Se nel terzo trimestre del 2022, i due carrier hanno fornito individualmente servizi di collegamento per una capacità di 1,343 mln di TEU, pari al 36,2% di quella complessivamente dispiegata nell’ambito del VSA, negli ultimi tre mesi dell’anno questa percentuale è aumentata sino a raggiungere il 49,4% (1,706 mln di TEU su un totale di 3,465 mln di TEU).

«Era chiaro già da qualche mese che MSC e Maersk si stavano preparando ad andare ognuno per la propria strada» spiega la Teodoro, sottolineando come alla base della decisione ci sia una sostanziale divergenza sulle strategie da perseguire.

«La compagnia di navigazione danese ha cercato di intraprendere, in modo più netto rispetto a MSC, un percorso di integrazione door to door, acquisendo società di brokeraggio doganale, specialisti di magazzino e distribuzione, strutturando una propria offerta di trasporto terrestre, investendo in piattaforme logistiche e riducendo, in questo modo, la propria dipendenza dal settore cosiddetto Ocean».
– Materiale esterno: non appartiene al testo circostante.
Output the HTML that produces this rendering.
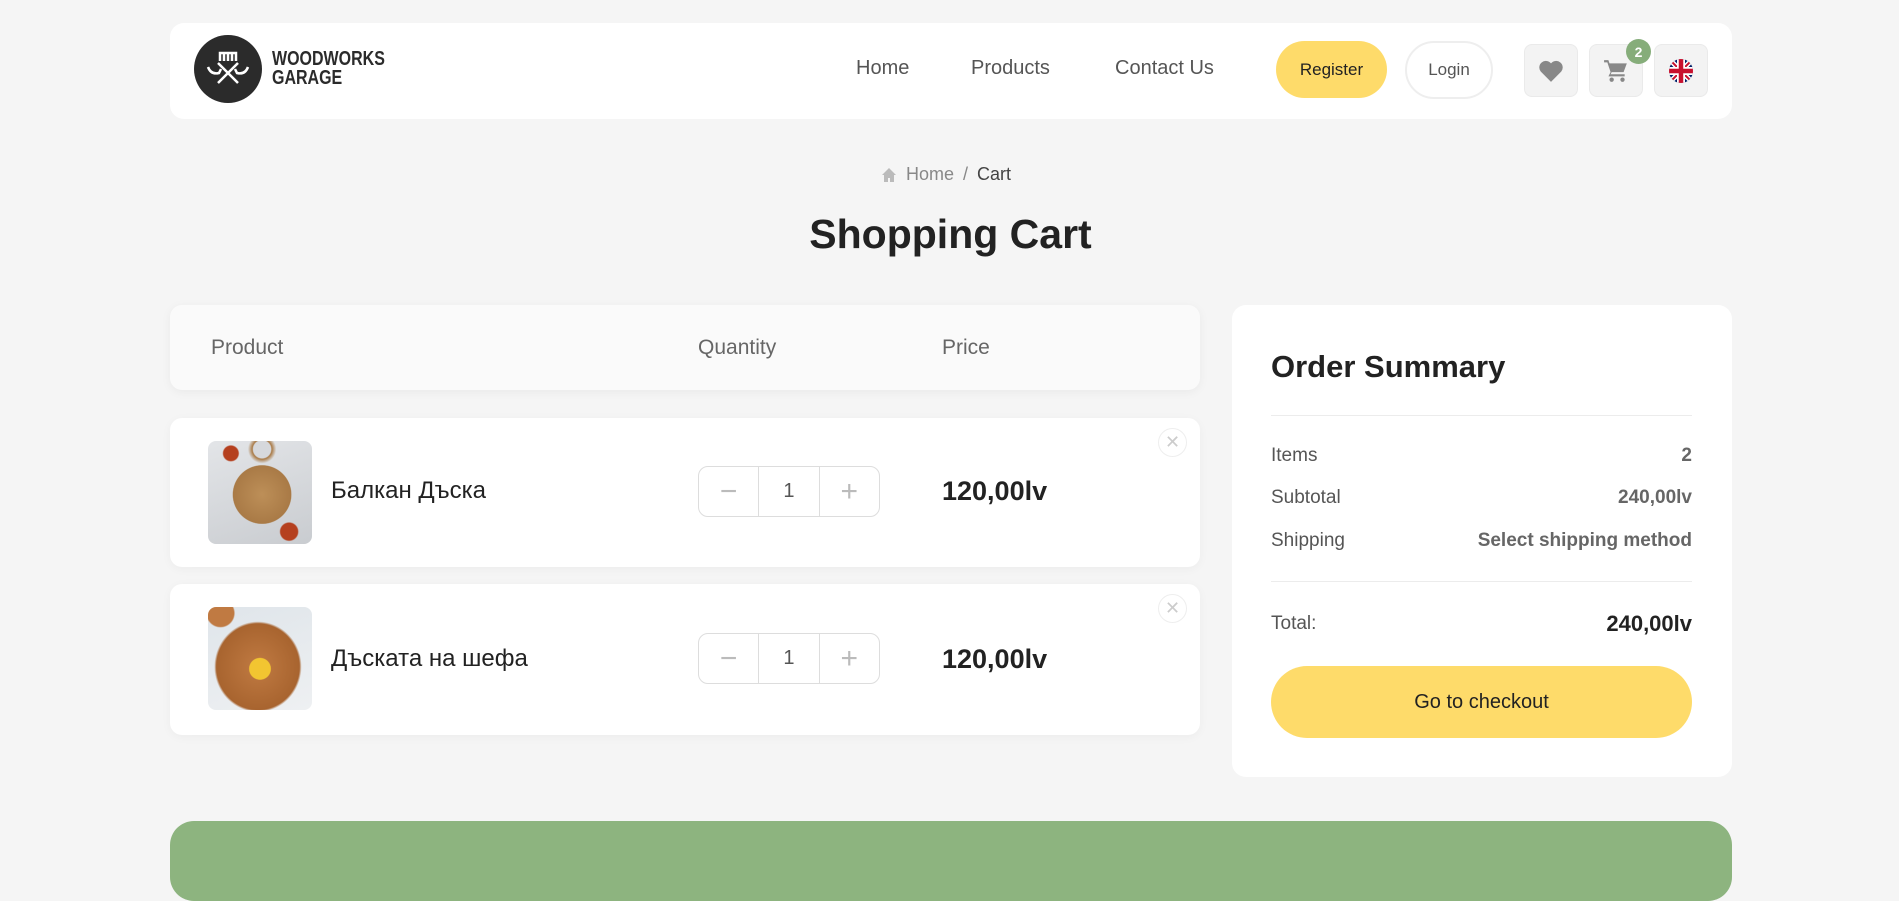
<!DOCTYPE html>
<html><head><meta charset="utf-8"><style>
*{box-sizing:border-box;margin:0;padding:0}
body{width:1899px;height:874px;background:#f5f5f5;font-family:"Liberation Sans",sans-serif;color:#222;position:relative;overflow:hidden}
.a{position:absolute}
.card{background:#fff;border-radius:14px}
.nav{font-size:20px;color:#555;top:57px}
.icon{width:54px;height:53px;background:#f3f3f3;border:1px solid #eaeaea;border-radius:8px;top:44px;display:flex;align-items:center;justify-content:center}
.th{font-size:21px;color:#666;top:336px}
.row{left:170px;width:1030px;background:#fff;border-radius:12px;box-shadow:0 2px 10px rgba(0,0,0,.04)}
.img{left:38px;top:23px;width:104px;height:103px;border-radius:8px;overflow:hidden}
.name{left:161px;font-size:24px;color:#222}
.qty{left:528px;width:182px;height:51px;border:1px solid #ddd;border-radius:10px;display:flex}
.qty div{flex:1;display:flex;align-items:center;justify-content:center;font-size:20px;color:#555}
.qty div+div{border-left:1px solid #ddd}
.qty .b{color:#bbb;font-size:30px;font-weight:300}
.price{left:772px;font-size:27px;font-weight:bold;color:#222}
.x{left:988px;top:10px;width:29px;height:29px;border:1px solid #eee;border-radius:50%;color:#ccc;font-size:18px;display:flex;align-items:center;justify-content:center}
.sl{left:1271px;font-size:19px;color:#555}
.sr{right:207px;font-size:19px;font-weight:bold;color:#666}
.hr{left:1271px;width:421px;height:1px;background:#ececec}
</style></head><body>
<div class="a card" style="left:170px;top:23px;width:1562px;height:96px"></div>
<div class="a" style="left:194px;top:35px;width:68px;height:68px;border-radius:50%;background:#2b2b2b">
<svg width="68" height="68" viewBox="0 0 68 68" fill="none" stroke="#fff" stroke-width="2.5"><path d="M24 48 L44 28 M44 48 L24 28 M14 32 q3 8 11 6 l2 -4 M54 32 q-3 8 -11 6 l-2 -4 M26 26 l0 -8 l16 0 l0 8 M30 18 l0 8 M34 18 l0 8 M38 18 l0 8"/></svg></div>
<div class="a" style="left:272px;top:50px;font-size:20px;font-weight:bold;line-height:19px;color:#2b2b2b;transform:scaleX(.8);transform-origin:left">WOODWORKS<br>GARAGE</div>
<div class="a nav" style="left:856px">Home</div>
<div class="a nav" style="left:971px">Products</div>
<div class="a nav" style="left:1115px">Contact Us</div>
<div class="a" style="left:1276px;top:41px;width:111px;height:57px;border-radius:29px;background:#fedb6a;font-size:17px;display:flex;align-items:center;justify-content:center;color:#222">Register</div>
<div class="a" style="left:1405px;top:41px;width:88px;height:58px;border-radius:29px;border:2px solid #eee;font-size:17px;display:flex;align-items:center;justify-content:center;color:#555">Login</div>
<div class="a icon" style="left:1524px"><svg width="26" height="24" viewBox="0 0 24 22"><path d="M12 21 L2.5 11.5 A5.5 5.5 0 0 1 12 4 A5.5 5.5 0 0 1 21.5 11.5Z" fill="#888"/></svg></div>
<div class="a icon" style="left:1589px"><svg width="28" height="26" viewBox="0 0 24 24" fill="#888"><path d="M1 2h4l1 3h16l-3 8H8l-1 2h13v2H5l2-4L4 4H1z"/><circle cx="8" cy="20" r="2"/><circle cx="18" cy="20" r="2"/></svg></div>
<div class="a" style="left:1626px;top:39px;width:25px;height:25px;border-radius:50%;background:#86ad7a;color:#fff;font-size:14px;font-weight:bold;display:flex;align-items:center;justify-content:center">2</div>
<div class="a icon" style="left:1654px"><svg width="26" height="26" viewBox="0 0 26 26"><clipPath id="c"><circle cx="13" cy="13" r="12"/></clipPath><g clip-path="url(#c)"><rect width="26" height="26" fill="#012169"/><path d="M0 0L26 26M26 0L0 26" stroke="#fff" stroke-width="5"/><path d="M0 0L26 26M26 0L0 26" stroke="#c8102e" stroke-width="2"/><path d="M13 0V26M0 13H26" stroke="#fff" stroke-width="8"/><path d="M13 0V26M0 13H26" stroke="#c8102e" stroke-width="4.5"/></g></svg></div>

<svg class="a" style="left:881px;top:167px" width="16" height="16" viewBox="0 0 16 16"><path d="M8 1L1 8h2v7h4v-4h2v4h4V8h2z" fill="#bbb"/></svg>
<div class="a" style="left:906px;top:164px;font-size:18px;color:#888">Home <span style="margin:0 4px">/</span> <span style="color:#444">Cart</span></div>
<div class="a" style="left:0;width:1899px;top:211px;text-align:center;font-size:41px;font-weight:bold;color:#222;padding-left:2px">Shopping Cart</div>

<div class="a" style="left:170px;top:305px;width:1030px;height:85px;background:#fafafa;border-radius:12px;box-shadow:0 2px 10px rgba(0,0,0,.05)"></div>
<div class="a th" style="left:211px">Product</div>
<div class="a th" style="left:698px">Quantity</div>
<div class="a th" style="left:942px">Price</div>

<div class="a row" style="top:418px;height:149px">
<div class="a img" style="background:radial-gradient(circle at 22% 12%,#b5401f 0,#b5401f 6%,transparent 7%),radial-gradient(circle at 78% 88%,#b5401f 0,#b5401f 7%,transparent 8%),radial-gradient(circle at 52% 52%,#bd8f58 0,#a97a46 38%,transparent 39%),radial-gradient(circle at 52% 8%,#d6d8dc 0,#d6d8dc 8%,#a97a46 9%,transparent 13%),linear-gradient(160deg,#e3e5e8,#c9ccd0)"></div>
<div class="a name" style="top:59px">Балкан Дъска</div>
<div class="a qty" style="top:48px"><div class="b">−</div><div>1</div><div class="b">+</div></div>
<div class="a price" style="top:58px">120,00lv</div>
<div class="a x">✕</div>
</div>
<div class="a row" style="top:584px;height:151px">
<div class="a img" style="background:radial-gradient(circle at 50% 60%,#f2c531 0,#f2c531 13%,transparent 14%),radial-gradient(ellipse 42% 44% at 48% 58%,#c07a42 0,#a8642f 95%,transparent 100%),radial-gradient(circle at 12% 6%,#c07a42 0,#c07a42 10%,transparent 11%),linear-gradient(160deg,#dfe5ea,#eef0f2)"></div>
<div class="a name" style="top:61px">Дъската на шефа</div>
<div class="a qty" style="top:49px"><div class="b">−</div><div>1</div><div class="b">+</div></div>
<div class="a price" style="top:60px">120,00lv</div>
<div class="a x">✕</div>
</div>

<div class="a card" style="left:1232px;top:305px;width:500px;height:472px"></div>
<div class="a" style="left:1271px;top:349px;font-size:31px;font-weight:bold;color:#222">Order Summary</div>
<div class="a hr" style="top:415px"></div>
<div class="a sl" style="top:445px">Items</div><div class="a sr" style="top:445px">2</div>
<div class="a sl" style="top:487px">Subtotal</div><div class="a sr" style="top:487px">240,00lv</div>
<div class="a sl" style="top:530px">Shipping</div><div class="a sr" style="top:530px">Select shipping method</div>
<div class="a hr" style="top:581px"></div>
<div class="a sl" style="top:613px">Total:</div><div class="a sr" style="top:611px;font-size:22px;color:#222">240,00lv</div>
<div class="a" style="left:1271px;top:666px;width:421px;height:72px;border-radius:36px;background:#fedb6a;font-size:20px;display:flex;align-items:center;justify-content:center;color:#222">Go to checkout</div>

<div class="a" style="left:170px;top:821px;width:1562px;height:80px;border-radius:24px;background:#8db47f"></div>
</body></html>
MSC ha seguito la strada opposta: «In questi anni ha perseguito una strategia aggressiva mirata principalmente all’incremento della propria flotta e, quindi, all’aumento della capacità complessivamente offerta nei trade. Non è un caso che a Gennaio del 2022, il gruppo di Gianluigi Aponte abbia superato Maersk, diventando la più grande compagnia di navigazione del mondo. Oggi MSC ha un orderbook che rappresenta il 39% della sua attuale capacità».

Nella sostanza, «in questo momento i due vettori hanno entrambi la possibilità di operare sul mercato senza dover essere costretti a unire le forze per battere la concorrenza, anche se probabilmente continueranno ad offrire servizi in consortia – con altre compagnie e forse tra di loro – fin quando sarà loro concesso».

Secondo Antonella Teodoro, la decisione di preannunciare il divorzio è poi funzionale ad un’altra esigenza: quella di ridurre il quadro di incertezza legato al possibile mancato rinnovo della Consortia Block Exemption Regulation (CBER), ovvero lo schema normativo che permette alle compagnie attive nel trasporto di container di stabilire alleanze operative in deroga alla normativa comunitaria “standard” in materia di antitrust.

«Ad Aprile del 2024, la Commissione Europea dovrà decidere se rinnovare o meno questo Istituto per altri quattro anni» spiega l’analista di mercato, aggiungendo che «le associazioni di categoria chiedono da tempo di rivedere i presupposti di questa forma di esenzione alla normativa anti-trust, esercitando non poche pressioni sull’UE».

La sopravvivenza di questo Istituto è insomma a rischio e di qui a due anni alle compagnie di navigazione potrebbe non essere più consentito di formare alleanze operative: «Vista da questo punto di vista MSC e Maersk (che peraltro è quotata in borsa) potrebbero aver deciso di anticipare i tempi, preparandosi quindi all’eventuale abolizione della CBER» afferma Antonella Teodoro, esprimendo inoltre un’altra convinzione.

«E’ molto probabile che nel prossimo immediato futuro anche altre compagnie di navigazione decidano di seguire l’esempio di MSC e Maersk. La stretta sulla sorveglianza delle alleanze armatoriali potrebbe indurre molti vettori ad interrompere i rapporti che essi hanno nell’ambito dei propri VSA. Cosco e CMA CGM potrebbero essere le prossime».